Other companies joining Pew’s Business Environmental Leadership Council also stood to gain vast sums if federal regulators imposed strict new limits on carbon dioxide emissions, including such powerhouses as Boeing, British Petroleum, International Paper, Lockheed-Martin, Maytag, 3M, Toyota, Weyerhaeuser and Whirlpool.
Lay, a close personal friend of leading Republicans and Democrats, also joined two far-left environmental groups – the Union of Concerned Scientists and the Natural Resources Defense Council – in calling for new curbs on emitting CO2 into the atmosphere.
Enron might well have been successful in its latest campaign to persuade the Bush Administration to announce far-reaching restrictions on CO2 if the company’s apparently devious financial machinations hadn’t plunged it into collapse.
Its intricate involvement in, and financing of, a national campaign to ratify the Kyoto global warming treaty and impose carbon caps on much of American industry raises important questions that Congressional hearings likely will explore in the weeks ahead. Among them:
* How much of the campaign was financed by money from Enron’s coffers? In spreading it around did the company violate federal election and lobbying laws?
* How duplicitous were the environmental groups that joined Enron in its crusade for Kyoto? Did these organizations financially benefit from their strange bedfellow alliance with giant energy company?
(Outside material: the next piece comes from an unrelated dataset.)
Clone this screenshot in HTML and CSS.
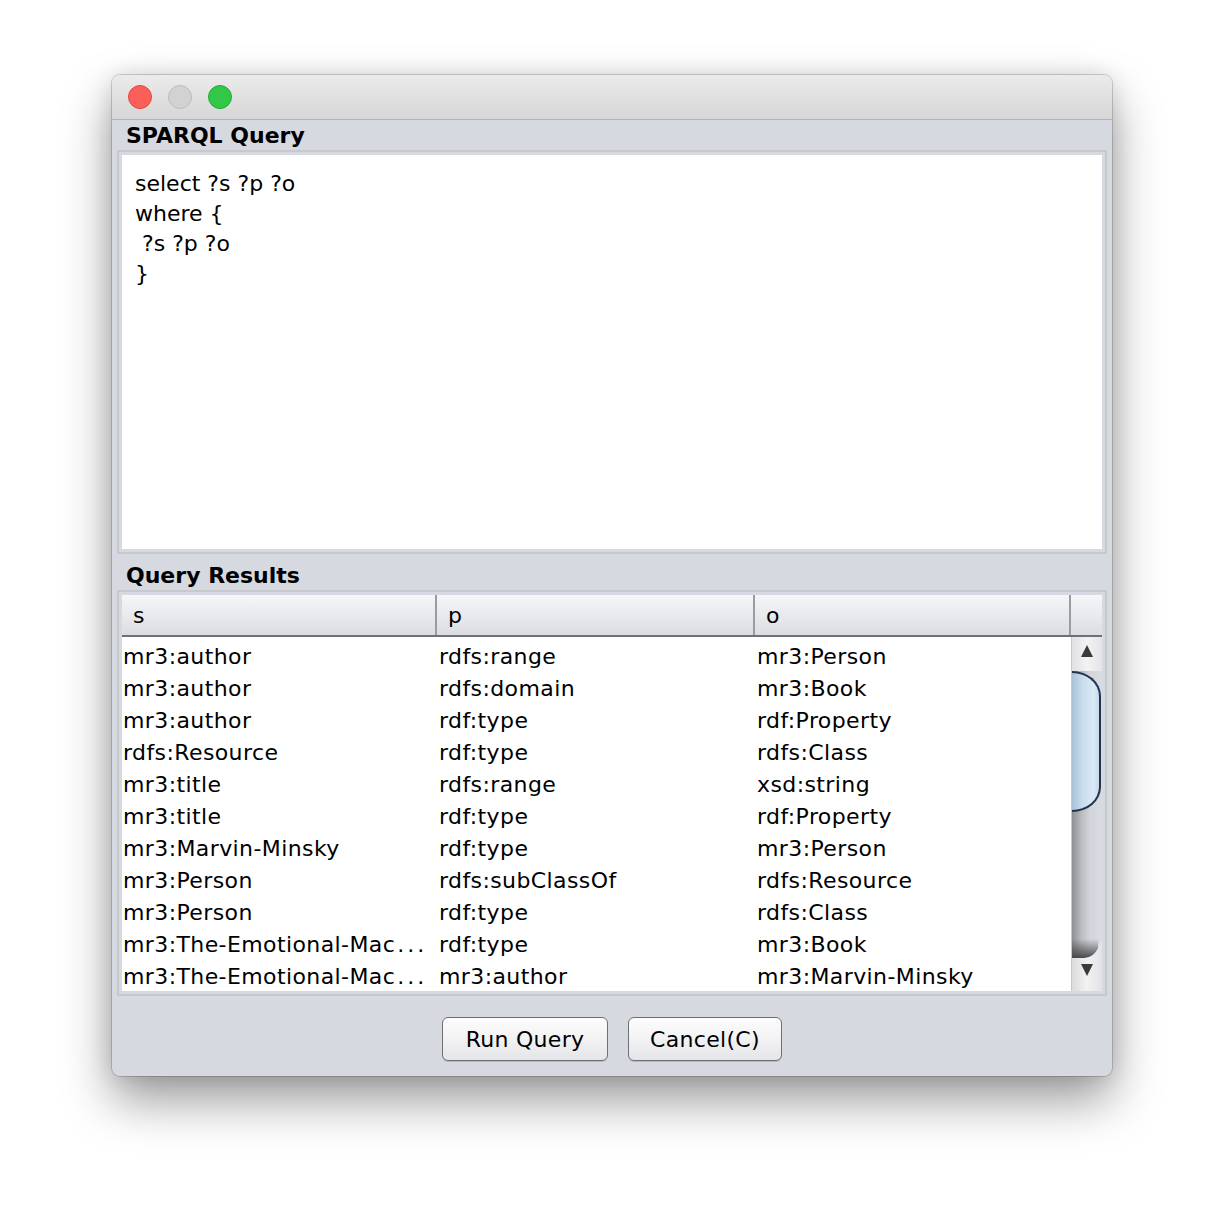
FILE: index.html
```html
<!DOCTYPE html>
<html>
<head>
<meta charset="utf-8">
<link rel="stylesheet" href="styles.css">
</head>
<body>
<div class="window">
  <div class="titlebar">
    <span class="light red"></span>
    <span class="light gray"></span>
    <span class="light green"></span>
  </div>
  <div class="content">
    <div class="section-label">SPARQL Query</div>
    <div class="box query-box">
      <div class="editor">select ?s ?p ?o
where {
 ?s ?p ?o
}</div>
    </div>
    <div class="section-label results-label">Query Results</div>
    <div class="box table-box">
      <div class="thead">
        <div class="th col-s">s</div>
        <div class="th col-p">p</div>
        <div class="th col-o">o</div>
        <div class="th corner"></div>
      </div>
      <div class="tbody">
        <div class="rows">
          <div class="row"><span class="td col-s">mr3:author</span><span class="td col-p">rdfs:range</span><span class="td col-o">mr3:Person</span></div>
          <div class="row"><span class="td col-s">mr3:author</span><span class="td col-p">rdfs:domain</span><span class="td col-o">mr3:Book</span></div>
          <div class="row"><span class="td col-s">mr3:author</span><span class="td col-p">rdf:type</span><span class="td col-o">rdf:Property</span></div>
          <div class="row"><span class="td col-s">rdfs:Resource</span><span class="td col-p">rdf:type</span><span class="td col-o">rdfs:Class</span></div>
          <div class="row"><span class="td col-s">mr3:title</span><span class="td col-p">rdfs:range</span><span class="td col-o">xsd:string</span></div>
          <div class="row"><span class="td col-s">mr3:title</span><span class="td col-p">rdf:type</span><span class="td col-o">rdf:Property</span></div>
          <div class="row"><span class="td col-s">mr3:Marvin-Minsky</span><span class="td col-p">rdf:type</span><span class="td col-o">mr3:Person</span></div>
          <div class="row"><span class="td col-s">mr3:Person</span><span class="td col-p">rdfs:subClassOf</span><span class="td col-o">rdfs:Resource</span></div>
          <div class="row"><span class="td col-s">mr3:Person</span><span class="td col-p">rdf:type</span><span class="td col-o">rdfs:Class</span></div>
          <div class="row"><span class="td col-s">mr3:The-Emotional-Mac<span class="dots">...</span></span><span class="td col-p">rdf:type</span><span class="td col-o">mr3:Book</span></div>
          <div class="row"><span class="td col-s">mr3:The-Emotional-Mac<span class="dots">...</span></span><span class="td col-p">mr3:author</span><span class="td col-o">mr3:Marvin-Minsky</span></div>
        </div>
        <div class="scrollbar">
          <div class="arrow-up"><svg width="14" height="14" viewBox="0 0 14 14"><path d="M7 1 L13 13 L1 13 Z" fill="#3a3a3a"/></svg></div>
          <div class="thumb"></div>
          <div class="track"></div>
          <svg class="bottom-cap" width="30" height="52" viewBox="0 0 30 52">
            <defs>
              <linearGradient id="trk" x1="0" y1="0" x2="1" y2="0">
                <stop offset="0" stop-color="#8e8f93"/>
                <stop offset="0.3" stop-color="#b9babe"/>
                <stop offset="0.6" stop-color="#d3d5da"/>
                <stop offset="1" stop-color="#d8dbe1"/>
              </linearGradient>
              <linearGradient id="shd" x1="0" y1="0" x2="0" y2="1">
                <stop offset="0" stop-color="#3c3c40" stop-opacity="0"/>
                <stop offset="1" stop-color="#3c3c40" stop-opacity="0.95"/>
              </linearGradient>
              <linearGradient id="cap" x1="0" y1="0" x2="1" y2="0">
                <stop offset="0" stop-color="#dcdcde"/>
                <stop offset="0.5" stop-color="#f2f2f3"/>
                <stop offset="1" stop-color="#e2e2e4"/>
              </linearGradient>
            </defs>
            <rect x="0" y="0" width="30" height="52" fill="url(#trk)"/>
            <rect x="0" y="0" width="26" height="20" fill="url(#shd)"/>
            <path d="M0 19 L12 19 Q 24 18 28 4 L30 2 L30 52 L0 52 Z" fill="url(#cap)"/>
            <path d="M9 25 L21 25 L15 37 Z" fill="#3a3a3a"/>
          </svg>
        </div>
      </div>
    </div>
    <div class="buttons">
      <button class="btn run">Run Query</button>
      <button class="btn cancel">Cancel(C)</button>
    </div>
  </div>
</div>
</body>
</html>
```

FILE: styles.css
```css
html, body {
  margin: 0;
  padding: 0;
  background: #ffffff;
}
body {
  min-height: 1224px;
  box-sizing: border-box;
  padding: 75px 0 0 112px;
  font-family: "DejaVu Sans", "Noto Sans", sans-serif;
}
.window {
  width: 1000px;
  height: 1001px;
  border-radius: 8px;
  overflow: hidden;
  box-shadow: 0 0 0 1px rgba(0,0,0,0.16), 0 24px 50px rgba(0,0,0,0.40), 0 0 22px rgba(0,0,0,0.12);
  display: flex;
  flex-direction: column;
  background: #d6d9e0;
}
.titlebar {
  height: 44px;
  flex: none;
  background: linear-gradient(#ebebeb, #d6d6d6);
  border-bottom: 1px solid #b4b4b4;
  display: flex;
  align-items: center;
  gap: 16px;
  padding-left: 16px;
}
.light {
  width: 24px;
  height: 24px;
  border-radius: 50%;
  box-sizing: border-box;
}
.red { background: #fc5f57; border: 1px solid #df4a43; }
.gray { background: #d2d2d2; border: 1px solid #bdbdbd; }
.green { background: #33c748; border: 1px solid #28a83a; }
.content {
  flex: 1;
  padding: 0 5px;
  display: flex;
  flex-direction: column;
}
.section-label {
  font-weight: bold;
  font-size: 22px;
  height: 30px;
  line-height: 31px;
  padding-left: 9px;
  color: #000;
}
.results-label {
  height: 36px;
  line-height: 43px;
}
.box {
  border: 2px solid #c6c8cc;
  padding: 3px;
  background: #d6d9e0;
}
.query-box {
  height: 394px;
}
.editor {
  height: 100%;
  box-sizing: border-box;
  background: #fff;
  white-space: pre;
  font-size: 22px;
  line-height: 30px;
  padding: 14px 12px 12px 13px;
  color: #000;
}
.table-box {
  display: flex;
  flex-direction: column;
}
.thead {
  display: flex;
  height: 42px;
  background: linear-gradient(#f6f6f8, #e9eaee 50%, #dcdde2);
  border-bottom: 2px solid #6e7074;
  box-sizing: border-box;
}
.th {
  font-size: 22px;
  line-height: 41px;
  padding-left: 11px;
  box-sizing: border-box;
  border-right: 2px solid #9a9ca0;
  color: #000;
}
.th.corner { border-right: none; }
.col-s { width: 315px; flex: none; }
.col-p { width: 318px; flex: none; }
.col-o { width: 316px; flex: none; }
.corner { width: 31px; flex: none; }
.tbody {
  display: flex;
  height: 354px;
  background: #fff;
}
.rows {
  width: 949px;
  flex: none;
  overflow: hidden;
  padding-top: 4px;
}
.row {
  display: flex;
  height: 32px;
  line-height: 32px;
  font-size: 22px;
  letter-spacing: 0.4px;
  color: #000;
}
.td {
  padding-left: 2px;
  box-sizing: border-box;
  white-space: nowrap;
  overflow: hidden;
}
.td.col-s { padding-left: 1px; }
.dots {
  letter-spacing: 3px;
  padding-left: 2px;
}
.scrollbar {
  width: 31px;
  flex: none;
  display: flex;
  flex-direction: column;
  border-left: 1px solid #c8c8cc;
  box-sizing: border-box;
  background: linear-gradient(to right, #8e8f93, #b9babe 30%, #d3d5da 60%, #d8dbe1);
}
.arrow-up {
  height: 34px;
  flex: none;
  display: flex;
  justify-content: center;
  padding-top: 7px;
  box-sizing: border-box;
  background: linear-gradient(to right, #e0e0e2, #f3f3f4 50%, #e4e4e6);
}
.thumb {
  height: 141px;
  flex: none;
  margin-right: 1px;
  border: 2px solid #20344e;
  border-left: none;
  border-radius: 0 30px 30px 0 / 0 26px 26px 0;
  background: linear-gradient(to right, #a9c2d8, #c9ddee 40%, #dbe9f5 80%, #c6d9ea);
  box-sizing: border-box;
}
.track {
  flex: 1;
}
.bottom-cap {
  display: block;
  flex: none;
}
.buttons {
  flex: 1;
  display: flex;
  justify-content: center;
  align-items: flex-start;
  gap: 20px;
  padding-top: 21px;
}
.btn {
  height: 44px;
  border: 1.5px solid #6f7073;
  border-radius: 6px;
  background: linear-gradient(#fdfdfd, #f2f2f4 50%, #e4e5e8);
  box-shadow: 0 1px 0 rgba(0,0,0,0.15);
  font-family: "DejaVu Sans", "Noto Sans", sans-serif;
  font-size: 22px;
  letter-spacing: 0.3px;
  color: #000;
  padding: 0;
}
.run { width: 166px; }
.cancel { width: 154px; }
```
* Did federal and state lawmakers and federal officials in the Bush and Clinton administrations intentionally violate campaign or fraud laws by accepting gifts, gratuities or future high-level positions in return for supporting the company?
Interesting questions all, and the answers likely will determine just how far the unfolding net of the Enron scandal travels and whom it ensnares. The public deserves complete and comprehensive answers to those questions, no matter whose illusions are shattered.
Amy Ridenour is President of The National Center for Public Policy Research, a Washington, D.C. think tank.